Sunday, September 29, 2019

the marina area

St. Ignace, Michigan
Photos taken: August 2009


St. Ignace Harbour



The Fishermen Memorial
the plaque reads
Before the white man came, Native Indian tribes supplied their needs with fresh and dried fish from these lakes.
Later, others joined in the fishing business, many of them from the Scandinavian countries.
In the 1800's sailing ships transported hundreds of barrels of salted fish from nearby St. Helena Island to Chicago and Detroit.
In the early 1900's passenger ships stopped at St. Ignace and picked up fish for their guests.
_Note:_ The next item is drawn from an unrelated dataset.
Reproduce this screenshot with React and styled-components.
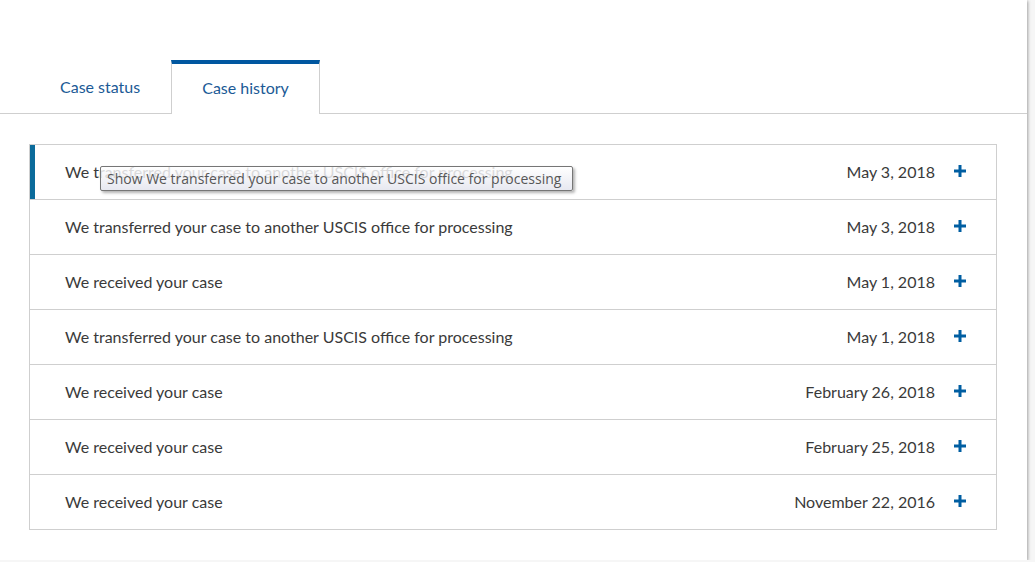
import React from "react";
import styled, { createGlobalStyle } from "styled-components";

const Global = createGlobalStyle`
  html, body { margin: 0; padding: 0; background: #f6f6f6; }
  body { font-family: "Lato", "Liberation Sans", sans-serif; }
`;

const history = [
  { text: "We transferred your case to another USCIS office for processing", date: "May 3, 2018", active: true },
  { text: "We transferred your case to another USCIS office for processing", date: "May 3, 2018" },
  { text: "We received your case", date: "May 1, 2018" },
  { text: "We transferred your case to another USCIS office for processing", date: "May 1, 2018" },
  { text: "We received your case", date: "February 26, 2018" },
  { text: "We received your case", date: "February 25, 2018" },
  { text: "We received your case", date: "November 22, 2016" },
];

export default function App() {
  return (
    <>
      <Global />
      <Card>
        <Tabs>
          <Tab>Case status</Tab>
          <Tab $active>Case history</Tab>
        </Tabs>
        <Body>
          <List>
            {history.map((h, i) => (
              <Row key={i} $active={h.active}>
                <Text>{h.text}</Text>
                <DateText>{h.date}</DateText>
                <Plus viewBox="0 0 12 12">
                  <rect x="4.5" y="0" width="3" height="12" />
                  <rect x="0" y="4.5" width="12" height="3" />
                </Plus>
              </Row>
            ))}
          </List>
          <Tooltip>Show We transferred your case to another USCIS office for processing</Tooltip>
        </Body>
      </Card>
    </>
  );
}

const Card = styled.div`
  position: relative;
  width: 1027px;
  height: 560px;
  background: #fff;
  box-shadow: 1px 1px 3px rgba(0, 0, 0, 0.35);
  padding-top: 60px;
  box-sizing: border-box;
`;

const Tabs = styled.div`
  display: flex;
  align-items: flex-end;
  padding-left: 29px;
  height: 53px;
  border-bottom: 1px solid #cfcfcf;
`;

const Tab = styled.div`
  box-sizing: border-box;
  height: ${(p) => (p.$active ? "54px" : "53px")};
  margin-bottom: ${(p) => (p.$active ? "-1px" : "0")};
  padding: 0 30px 4px;
  display: flex;
  align-items: center;
  font-size: 16px;
  color: #1b5a96;
  background: #fff;
  border-top: 4px solid ${(p) => (p.$active ? "#0057a0" : "transparent")};
  border-left: 1px solid ${(p) => (p.$active ? "#cfcfcf" : "transparent")};
  border-right: 1px solid ${(p) => (p.$active ? "#cfcfcf" : "transparent")};
`;

const Body = styled.div`
  position: relative;
  padding: 30px 30px 0 29px;
`;

const List = styled.div`
  border: 1px solid #cfcfcf;
  border-bottom: none;
`;

const Row = styled.div`
  display: flex;
  align-items: center;
  box-sizing: border-box;
  height: 55px;
  border-bottom: 1px solid #cfcfcf;
  padding: 0 30px 2px 35px;
  position: relative;
  &::before {
    content: "";
    display: ${(p) => (p.$active ? "block" : "none")};
    position: absolute;
    left: 0;
    top: 0;
    bottom: 0;
    width: 5px;
    background: #0b6b9b;
  }
`;

const Text = styled.span`
  flex: 1;
  font-size: 16px;
  color: #3a3a3a;
`;

const DateText = styled.span`
  font-size: 16px;
  color: #3a3a3a;
  margin-right: 19px;
`;

const Plus = styled.svg`
  width: 12px;
  height: 12px;
  fill: #005ea2;
`;

const Tooltip = styled.div`
  position: absolute;
  left: 100px;
  top: 52px;
  width: 473px;
  height: 25px;
  box-sizing: border-box;
  padding: 0 6px;
  display: flex;
  align-items: center;
  font-family: "Open Sans", "DejaVu Sans", sans-serif;
  font-size: 14px;
  color: #575757;
  background: linear-gradient(rgba(255, 255, 255, 0.82), rgba(228, 229, 238, 0.88));
  border: 1px solid #767676;
  border-radius: 2px;
  box-shadow: 2px 2px 3px rgba(0, 0, 0, 0.3);
  white-space: nowrap;
`;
Daily trains also picked up tons of fish to deliver on their routes to New York.
Now in the 2000's commercial fishing is still carried on, mostly by Native American fishermen.



Mackinaw Trolley Company


St. Anthony’s Rock
is one of several ‘sea stacks’ in the Straits Area. It is made of Mackinac breccia, a type of stone formed 350 million years ago, when the roofs of deep caves collapsed into stacks of fragmented rock. Calcium carbonate in circulating groundwater cemented the stacks of limestone, dolomite and chert into much harder formations than surrounding unbroken limestone. Much later, glaciers covered this area, then began melting about 12,000 years ago. Wave action in the resulting lakes eroded the adjacent soft stone, leaving St. Anthony’s Rock exposed by 2000 B.C.